You want potential customers to be able to reach you easily and not have to go search for a phone number, email address or physical address.
3. Weed out your following and followers.
Even if you’ve been following accounts for weeks, months, or years it doesn’t mean they need to be there forever! If you are following a brand, business or person that doesn’t align with your values and you don’t like their content anymore, then you do not need to follow them or have them on your lists.
Have bots made it to your following list? Businesses or brands that haven’t been active for months or years? Remove those accounts and make room for more space in your feed! Go through your followers list and remove inactive followers, spammers, and bot accounts. Don’t be sad to see these followers go because having a curated list of quality followers/following is more important than quantity in this case.
By removing these inactive accounts, you are leaving room for an audience that you actually want to engage with and they want to engage with you too.
4. Do a social media audit.
Don’t simply delete old content if it didn’t perform well; take a closer look at your past posts and see what worked, what didn’t and how you can improve for the future!
Ask yourself some of the following questions:
Which posts performed best?
Which topics did my audience love? Which ones did they hate?
Which platforms did they interact with me the most?
Which platforms grew the most?
Which platforms did I enjoy creating content for the most?
This can be incredibly time-consuming if you’ve never done one before or if you haven’t done one in a long time. Need help getting started? I wrote a whole blog on how to DIY your social media audit.
5. Review your strategy and set new goals
Time to roll up those sleeves and dust off your social media strategy.
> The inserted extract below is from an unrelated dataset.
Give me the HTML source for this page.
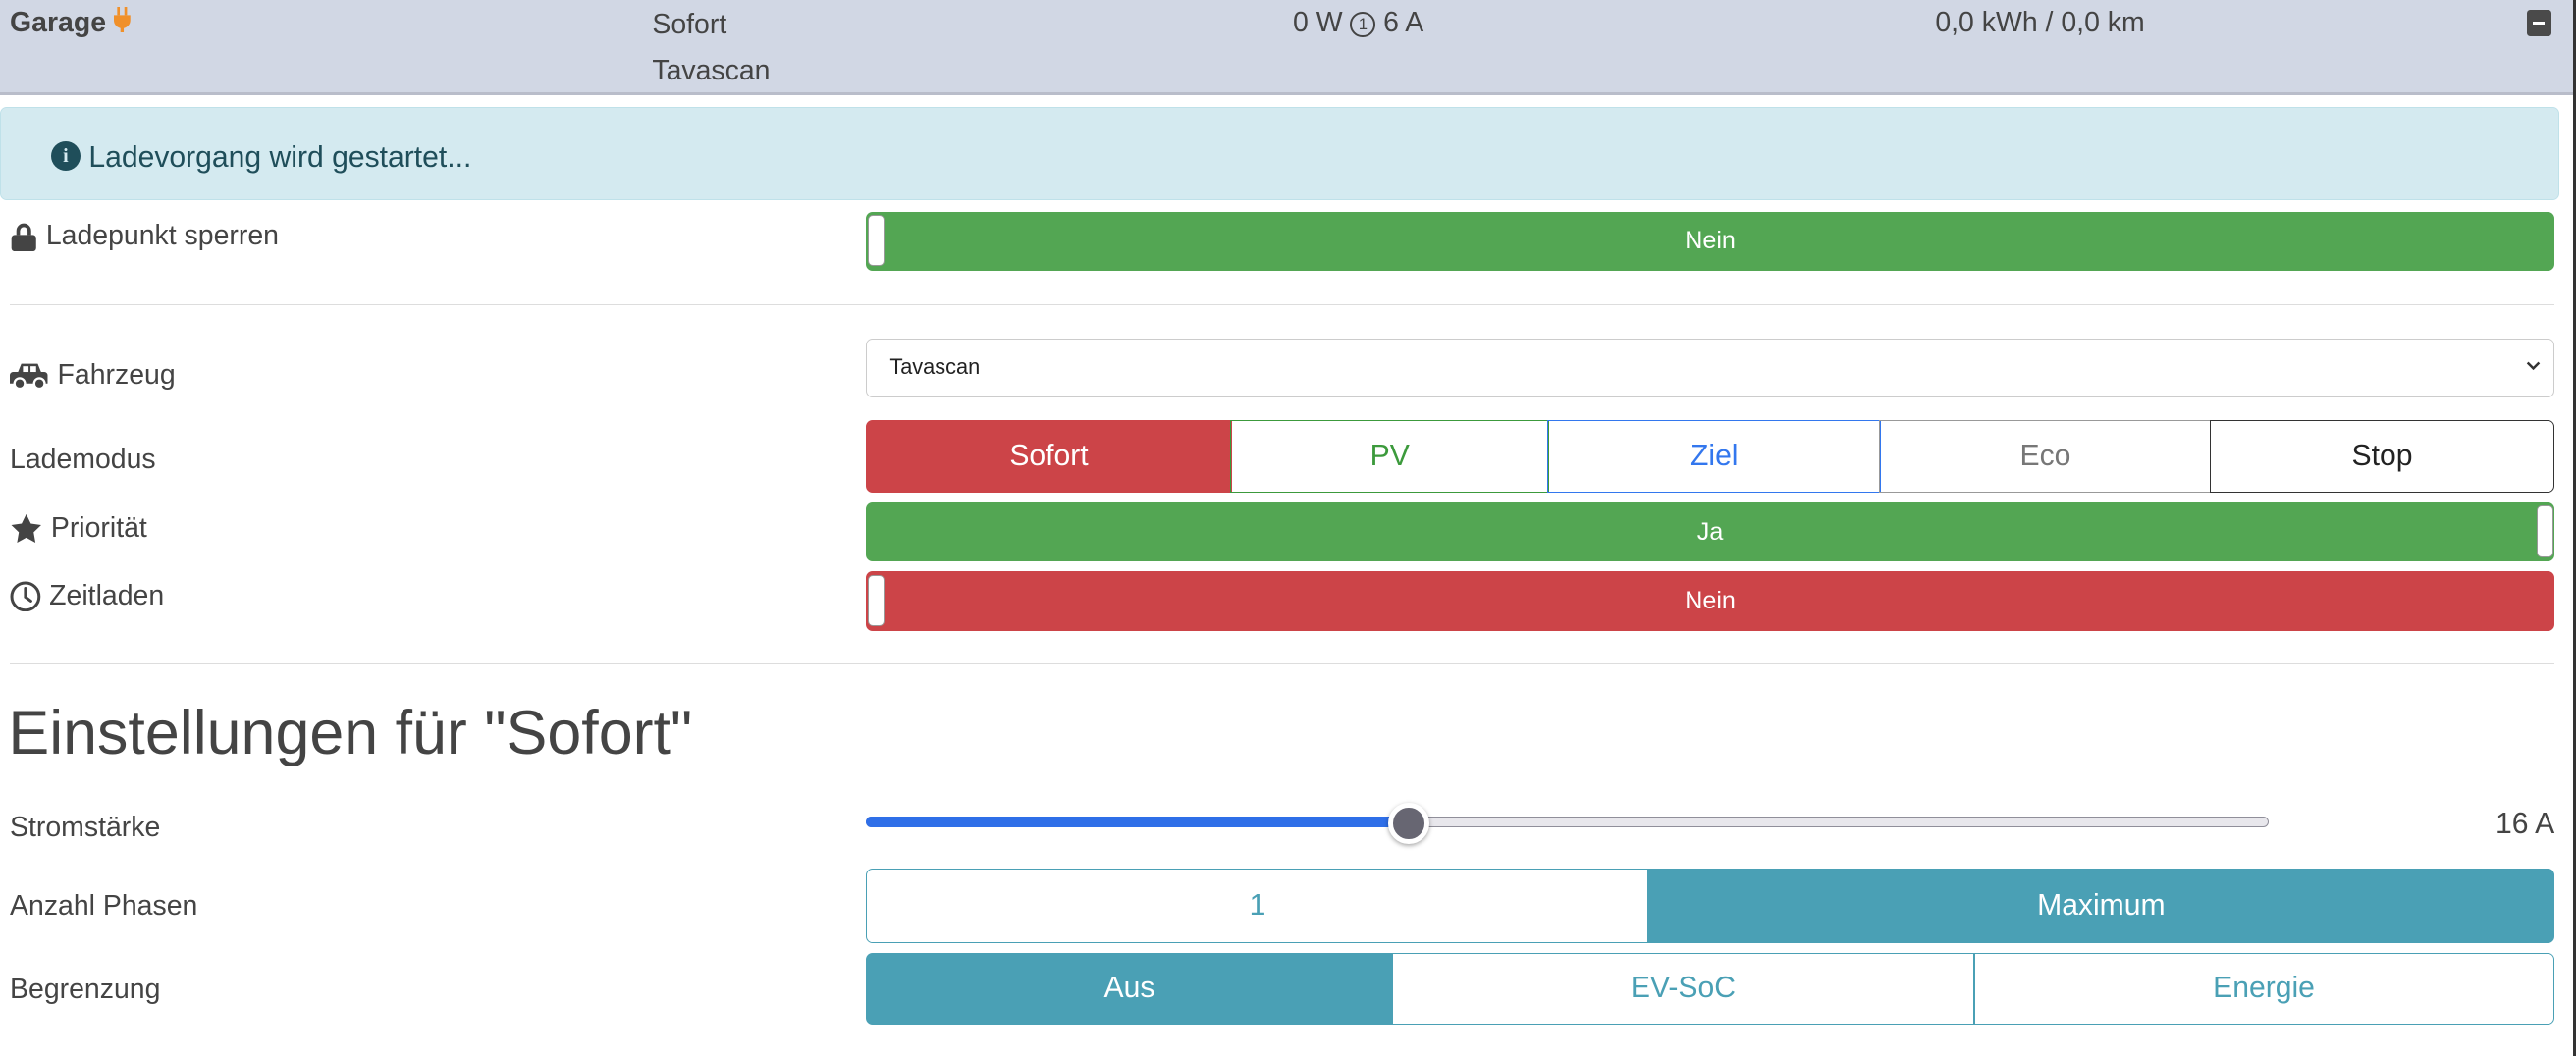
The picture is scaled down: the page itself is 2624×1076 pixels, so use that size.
<!DOCTYPE html>
<html><head><meta charset="utf-8"><style>
html,body{margin:0;padding:0;background:#fff;overflow:hidden}
body{width:2624px;height:1076px}
#w{position:relative;width:1568px;height:643px;zoom:1.67347;font-family:"Liberation Sans",sans-serif;color:#444;font-size:17px}
.a{position:absolute}
.lbl{position:absolute;left:6px;line-height:20px;color:#444;display:flex;align-items:center;gap:5px}
.tog{position:absolute;left:527px;width:1028px;height:36px;border-radius:4px;color:#fff;font-size:15px;display:flex;align-items:center;justify-content:center}
.knob{position:absolute;top:2px;width:9px;height:30px;background:#fff;border-radius:3px;border:1px solid #999}
.btn{position:absolute;height:44px;box-sizing:border-box;display:flex;align-items:center;justify-content:center;font-size:18px}
hr{position:absolute;left:6px;width:1549px;margin:0;border:0;border-top:1px solid #ddd}
</style></head><body><div id="w">
<div class="a" style="left:0;top:0;width:1566px;height:56px;background:#d1d7e4;border-bottom:2px solid #b9bdca"></div>
<div class="a" style="left:1566px;top:0;width:2px;height:643px;background:#333"></div>
<div class="a" style="left:6px;top:4px;font-weight:bold;font-size:17px;color:#444">Garage <svg width="10" height="16" viewBox="0 0 10 16" style="vertical-align:-1px"><rect x="2" y="0" width="1.6" height="5" fill="#f0902a"/><rect x="6.4" y="0" width="1.6" height="5" fill="#f0902a"/><path d="M0 5h10v3a5 5 0 0 1-4 5v3h-2v-3a5 5 0 0 1-4-5z" fill="#f0902a"/></svg></div>
<div class="a" style="left:397px;top:1px;line-height:28px">Sofort<br>Tavascan</div>
<div class="a" style="left:787px;top:4px">0 W <span style="display:inline-block;width:13px;height:13px;border:1.6px solid #444;border-radius:50%;font-size:10px;text-align:center;line-height:13px;vertical-align:1px;box-sizing:content-box">1</span> 6 A</div>
<div class="a" style="left:1178px;top:4px">0,0 kWh / 0,0 km</div>
<div class="a" style="left:1538px;top:6px;width:15px;height:16px;background:#4a4a4a;border-radius:2px"><div style="position:absolute;left:4px;top:7px;width:7px;height:2px;background:#fff"></div></div>
<div class="a" style="left:0;top:65px;width:1558px;height:57px;background:#d4eaf0;border:1px solid #bfe1e9;border-radius:4px;box-sizing:border-box"></div>
<div class="a" style="left:31px;top:86px;width:18px;height:18px;border-radius:50%;background:#1f4e5a;color:#d4eaf0;font-size:12px;font-weight:bold;text-align:center;line-height:18px;font-family:'Liberation Serif',serif">i</div>
<div class="a" style="left:54px;top:86px;color:#1f4e5a;font-size:18px">Ladevorgang wird gestartet...</div>
<div class="lbl" style="top:134px"><svg width="17" height="18" viewBox="0 0 17 18"><path d="M4 8V5.5a4.5 4.5 0 0 1 9 0V8h-2.2V5.5a2.3 2.3 0 0 0-4.6 0V8z" fill="#444"/><rect x="1" y="8" width="15" height="10" rx="2" fill="#444"/></svg>Ladepunkt sperren</div>
<div class="tog" style="top:129px;background:#53a653">Nein<div class="knob" style="left:1px"></div></div>
<hr style="top:185px">
<div class="lbl" style="top:219px"><svg width="24" height="17" viewBox="0 0 24 17"><path d="M5 6l2-5h10l2 5h2a2 2 0 0 1 2 2v5h-23v-5a2 2 0 0 1 2-2z" fill="#444"/><rect x="8" y="2.5" width="3.4" height="3.5" fill="#fff"/><rect x="12.6" y="2.5" width="3.4" height="3.5" fill="#fff"/><circle cx="6" cy="13" r="3.2" fill="#444" stroke="#fff" stroke-width="1.4"/><circle cx="18" cy="13" r="3.2" fill="#444" stroke="#fff" stroke-width="1.4"/></svg>Fahrzeug</div>
<div class="a" style="left:527px;top:206px;width:1028px;height:36px;border:1px solid #ccc;border-radius:4px;box-sizing:border-box;font-size:13px;color:#222;line-height:34px;padding-left:14px">Tavascan<svg class="a" style="right:8px;top:13px" width="9" height="7" viewBox="0 0 9 7"><path d="M1 1.5l3.5 3.5 3.5-3.5" stroke="#333" stroke-width="1.5" fill="none"/></svg></div>
<div class="lbl" style="top:270px">Lademodus</div>
<div class="btn" style="left:527px;top:256px;width:223px;background:#cc4448;color:#fff;border-radius:4px 0 0 4px">Sofort</div>
<div class="btn" style="left:749px;top:256px;width:194px;border:1px solid #3c9a3c;color:#3c9a3c">PV</div>
<div class="btn" style="left:942px;top:256px;width:203px;border:1px solid #3377ee;color:#3377ee">Ziel</div>
<div class="btn" style="left:1144px;top:256px;width:202px;border:1px solid #999;color:#777">Eco</div>
<div class="btn" style="left:1345px;top:256px;width:210px;border:1px solid #333;color:#222;border-radius:0 4px 4px 0">Stop</div>
<div class="lbl" style="top:312px"><svg width="20" height="19" viewBox="0 0 20 19"><path d="M10 0.5l2.8 5.8 6.3.9-4.6 4.4 1.1 6.3L10 14.9l-5.6 3 1.1-6.3L.9 7.2l6.3-.9z" fill="#444"/></svg>Priorität</div>
<div class="tog" style="top:306px;background:#53a653">Ja<div class="knob" style="right:1px"></div></div>
<div class="lbl" style="top:353px"><svg width="19" height="19" viewBox="0 0 19 19"><circle cx="9.5" cy="9.5" r="8.3" fill="none" stroke="#444" stroke-width="1.8"/><path d="M9.5 4.5v5.3l3.3 2.4" fill="none" stroke="#444" stroke-width="1.8" stroke-linecap="round"/></svg>Zeitladen</div>
<div class="tog" style="top:348px;background:#cc4448">Nein<div class="knob" style="left:1px"></div></div>
<hr style="top:404px">
<div class="a" style="left:5px;top:425px;font-size:37.5px;color:#444">Einstellungen für "Sofort"</div>
<div class="lbl" style="top:494px">Stromstärke</div>
<div class="a" style="left:527px;top:497px;width:854px;height:7px;background:#e8e7ec;border:1px solid #908f9a;border-radius:4px;box-sizing:border-box"></div>
<div class="a" style="left:527px;top:497px;width:330px;height:7px;background:#2f6fe8;border-radius:4px 0 0 4px"></div>
<div class="a" style="left:845px;top:489px;width:19px;height:19px;border-radius:50%;background:#676672;border:3px solid #fff;box-shadow:0 1px 3px rgba(0,0,0,.35)"></div>
<div class="a" style="left:1500px;top:492px;width:55px;text-align:right;font-size:18px">16 A</div>
<div class="lbl" style="top:542px">Anzahl Phasen</div>
<div class="btn" style="left:527px;top:529px;width:477px;height:45px;border:1px solid #4aa0b5;color:#4aa0b5;border-radius:4px 0 0 4px">1</div>
<div class="btn" style="left:1003px;top:529px;width:552px;height:45px;background:#4aa0b5;color:#fff;border-radius:0 4px 4px 0">Maximum</div>
<div class="lbl" style="top:593px">Begrenzung</div>
<div class="btn" style="left:527px;top:580px;width:321px;height:44px;background:#4aa0b5;color:#fff;border-radius:4px 0 0 4px">Aus</div>
<div class="btn" style="left:847px;top:580px;width:355px;height:44px;border:1px solid #4aa0b5;color:#4aa0b5">EV-SoC</div>
<div class="btn" style="left:1201px;top:580px;width:354px;height:44px;border:1px solid #4aa0b5;color:#4aa0b5;border-radius:0 4px 4px 0">Energie</div>
</div></body></html>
Is your content still relevant? Have you changed some of your services or products? It’s time to research the best practices for posting times and content for each platform and adjust your post schedule accordingly.
Things change on social media and they change quickly! Spring makes for a great time to gather up what works and reset your strategy with up-to-date best practices, add new profiles if it makes sense for your audience, etc.
While you’re at it, it’s time to think about what your goals are for social media. If your goal last year was just to get to 100 followers, you might have blown past that by now and aren’t motivated to keep going because your goals have already been achieved. Add in some new milestones to keep yourself accountable.
Keep it tidy all year round
Spring isn’t the only time you can clean up your social media. If you’re overwhelmed by everything involved in tidying up your social media presence, I have the perfect package for you.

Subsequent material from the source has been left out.